Excerpted data |
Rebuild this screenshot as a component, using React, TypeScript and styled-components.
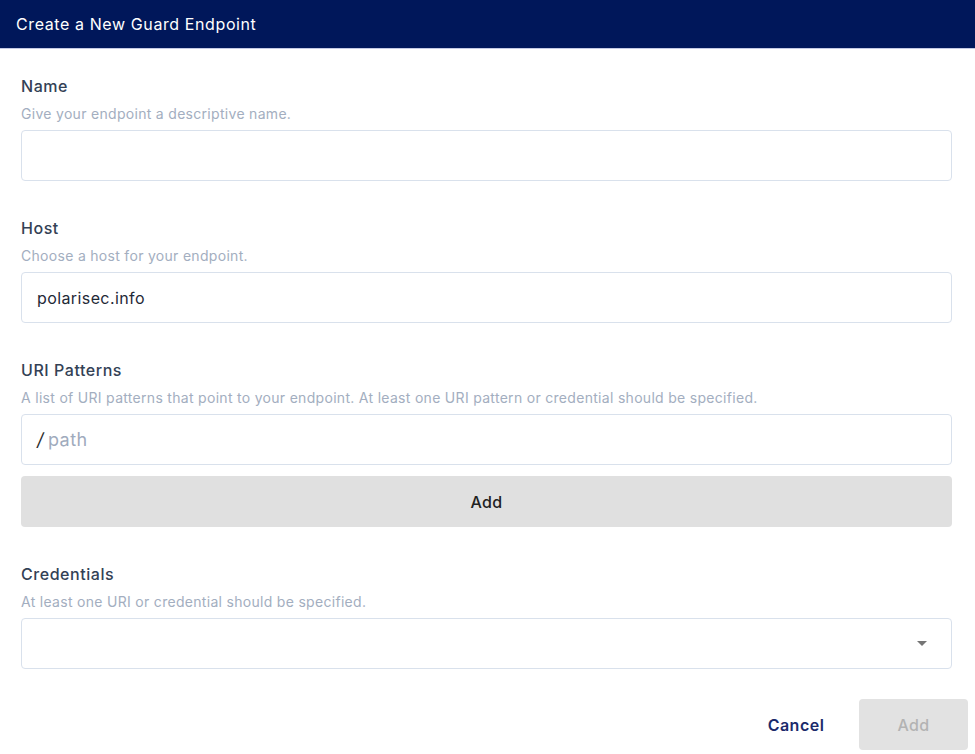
import React from "react";
import styled, { createGlobalStyle } from "styled-components";

const Global = createGlobalStyle`
  * { box-sizing: border-box; }
  body {
    margin: 0;
    background: #ffffff;
    font-family: Inter, "Noto Sans", "Liberation Sans", sans-serif;
  }
`;

const Page = styled.div`
  width: 975px;
  height: 754px;
  display: flex;
  flex-direction: column;
  background: #fff;
  overflow: hidden;
`;

const Header = styled.header`
  height: 49px;
  flex: none;
  background: #00175a;
  border-bottom: 1px solid #c3c9e4;
  display: flex;
  align-items: center;
  padding: 0 16px 1px;
  color: #ffffff;
  font-size: 16px;
  letter-spacing: 0.6px;
  font-weight: 400;
`;

const Body = styled.div`
  display: flex;
  flex-direction: column;
  padding: 27px 23px 0 21px;
  gap: 37px;
`;

const Section = styled.section`
  display: flex;
  flex-direction: column;
`;

const Label = styled.div`
  font-size: 16px;
  line-height: 20px;
  letter-spacing: 0.55px;
  font-weight: 500;
  color: #334155;
`;

const Description = styled.div`
  margin-top: 8px;
  font-size: 14px;
  line-height: 20px;
  letter-spacing: 0.3px;
  color: #a3aec0;
`;

const Field = styled.div`
  margin-top: 6px;
  height: 51px;
  border: 1px solid #d9e1ec;
  border-radius: 4px;
  display: flex;
  align-items: center;
  padding: 0 16px 0 15px;
  font-size: 16px;
  letter-spacing: 0.4px;
  color: #1f2937;
  position: relative;
`;

const Slash = styled.span`
  font-size: 18px;
  color: #2b2b2b;
  margin-right: 4px;
  font-style: italic;
`;

const Placeholder = styled.span`
  font-size: 18px;
  letter-spacing: 0.5px;
  color: #9fabbd;
`;

const WideButton = styled.button`
  margin-top: 11px;
  height: 51px;
  border: none;
  border-radius: 4px;
  background: #e0e0e0;
  color: #222;
  font-family: inherit;
  font-size: 16px;
  letter-spacing: 0.4px;
  font-weight: 500;
`;

const Caret = styled.svg`
  position: absolute;
  right: 24px;
  top: 22px;
`;

const Footer = styled.div`
  display: flex;
  justify-content: flex-end;
  align-items: center;
  padding: 30px 7px 0 0;
`;

const TextButton = styled.button`
  width: 92px;
  height: 51px;
  margin-right: 17px;
  background: transparent;
  border: none;
  color: #1b2a6b;
  font-family: inherit;
  font-size: 16px;
  letter-spacing: 0.5px;
  font-weight: 600;
`;

const DisabledButton = styled.button`
  width: 109px;
  height: 51px;
  border: none;
  border-radius: 4px;
  background: #e2e2e2;
  color: #b3b3b3;
  font-family: inherit;
  font-size: 16px;
  letter-spacing: 0.4px;
  font-weight: 500;
`;

export default function App() {
  return (
    <Page>
      <Global />
      <Header>Create a New Guard Endpoint</Header>
      <Body>
        <Section>
          <Label>Name</Label>
          <Description>Give your endpoint a descriptive name.</Description>
          <Field />
        </Section>
        <Section>
          <Label>Host</Label>
          <Description>Choose a host for your endpoint.</Description>
          <Field>polarisec.info</Field>
        </Section>
        <Section>
          <Label>URI Patterns</Label>
          <Description>
            A list of URI patterns that point to your endpoint. At least one URI pattern or credential should be specified.
          </Description>
          <Field>
            <Slash>/</Slash>
            <Placeholder>path</Placeholder>
          </Field>
          <WideButton>Add</WideButton>
        </Section>
        <Section>
          <Label>Credentials</Label>
          <Description>At least one URI or credential should be specified.</Description>
          <Field>
            <Caret width="10" height="5" viewBox="0 0 10 5">
              <path d="M0 0 L10 0 L5 5 Z" fill="#757575" />
            </Caret>
          </Field>
        </Section>
      </Body>
      <Footer>
        <TextButton>Cancel</TextButton>
        <DisabledButton disabled>Add</DisabledButton>
      </Footer>
    </Page>
  );
}
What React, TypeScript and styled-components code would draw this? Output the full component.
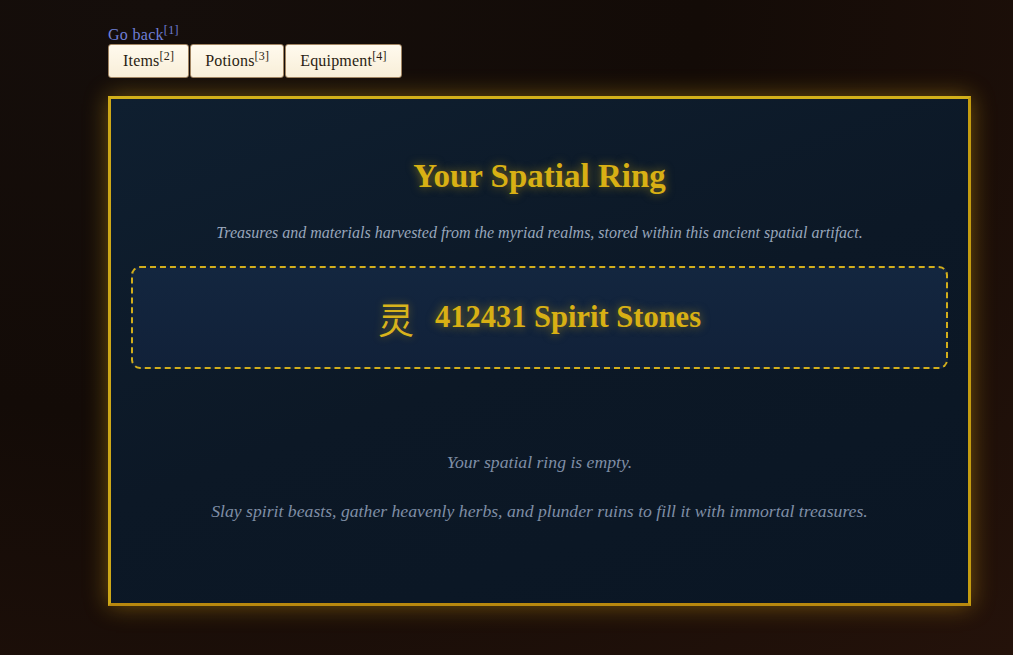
import React from "react";
import styled, { createGlobalStyle } from "styled-components";

const serif = `"Liberation Serif", "DejaVu Serif", "Noto Sans CJK SC", serif`;

const GlobalStyle = createGlobalStyle`
  html, body {
    margin: 0;
    padding: 0;
    height: 100%;
  }
  body {
    font-family: ${serif};
    background: radial-gradient(ellipse at 15% 0%, #150e0b 0%, #130b07 45%, #24120a 100%);
    background-color: #160c08;
    min-height: 655px;
  }
`;

const Page = styled.div({
  padding: "24px 42px 0 108px",
  minHeight: "655px",
  boxSizing: "border-box",
});

const BackLink = styled.a({
  display: "block",
  width: "fit-content",
  height: "18px",
  color: "#6f7fd6",
  fontSize: "16px",
  letterSpacing: "0.3px",
  textDecoration: "none",
  lineHeight: "22px",
  sup: {
    fontSize: "12px",
    lineHeight: 0,
  },
});

const TabRow = styled.div({
  display: "flex",
  gap: "1px",
  marginTop: "2px",
});

const TabButton = styled.button({
  fontFamily: serif,
  fontSize: "16px",
  letterSpacing: "0.2px",
  color: "#2a1d12",
  background: "linear-gradient(#fffaee, #f8eed8)",
  border: "1px solid #a08462",
  borderRadius: "3px",
  padding: "0 14px",
  height: "34px",
  cursor: "pointer",
  sup: {
    fontSize: "12px",
    lineHeight: 0,
  },
});

const Panel = styled.section({
  marginTop: "18px",
  border: "3px solid",
  borderColor: "#d2b01a #c49c10 #b8880e #cda818",
  background: "linear-gradient(160deg, #0f1f30 0%, #0c1826 50%, #0a1624 100%)",
  boxShadow: "0 0 22px rgba(212, 160, 20, 0.45)",
  height: "510px",
  boxSizing: "border-box",
  padding: "57px 20px 0",
  textAlign: "center",
});

const Title = styled.h1({
  margin: 0,
  fontSize: "33px",
  fontWeight: 700,
  color: "#d8b014",
  textShadow: "0 0 10px rgba(214, 173, 18, 0.55)",
  lineHeight: "40px",
});

const Subtitle = styled.p({
  margin: "27px 0 0",
  fontStyle: "italic",
  fontSize: "16px",
  color: "#98a6bb",
  lineHeight: "20px",
});

const StoneBox = styled.div({
  margin: "23px 0 0",
  height: "103px",
  boxSizing: "border-box",
  border: "2px dashed #d2ae1c",
  borderRadius: "9px",
  background: "linear-gradient(180deg, #13263f 0%, #112139 100%)",
  display: "flex",
  alignItems: "center",
  justifyContent: "center",
  gap: "21px",
});

const StoneGlyph = styled.span({
  fontFamily: `"Noto Sans CJK SC", sans-serif`,
  fontSize: "36px",
  color: "#d8b31c",
  textShadow: "0 0 8px rgba(214, 173, 18, 0.4)",
});

const StoneCount = styled.span({
  fontSize: "30.5px",
  fontWeight: 700,
  color: "#d8b014",
  textShadow: "0 0 10px rgba(214, 173, 18, 0.55)",
});

const EmptyNote = styled.p<{ gap: number }>(({ gap }) => ({
  margin: `${gap}px 0 0`,
  fontStyle: "italic",
  fontSize: "17.7px",
  color: "#7f8ea5",
  lineHeight: "22px",
}));

export default function App() {
  return (
    <>
      <GlobalStyle />
      <Page>
        <BackLink href="#">
          Go back<sup>[1]</sup>
        </BackLink>
        <TabRow>
          <TabButton>
            Items<sup>[2]</sup>
          </TabButton>
          <TabButton>
            Potions<sup>[3]</sup>
          </TabButton>
          <TabButton>
            Equipment<sup>[4]</sup>
          </TabButton>
        </TabRow>
        <Panel>
          <Title>Your Spatial Ring</Title>
          <Subtitle>
            Treasures and materials harvested from the myriad realms, stored
            within this ancient spatial artifact.
          </Subtitle>
          <StoneBox>
            <StoneGlyph>灵</StoneGlyph>
            <StoneCount>412431 Spirit Stones</StoneCount>
          </StoneBox>
          <EmptyNote gap={82}>Your spatial ring is empty.</EmptyNote>
          <EmptyNote gap={27}>
            Slay spirit beasts, gather heavenly herbs, and plunder ruins to
            fill it with immortal treasures.
          </EmptyNote>
        </Panel>
      </Page>
    </>
  );
}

Exercise instructions |
Go through the records. Copy each line where "components" appears.

The reply |
Rebuild this screenshot as a component, using React, TypeScript and styled-components.
import styled, { createGlobalStyle } from "styled-components";
What React, TypeScript and styled-components code would draw this? Output the full component.
import styled, { createGlobalStyle } from "styled-components";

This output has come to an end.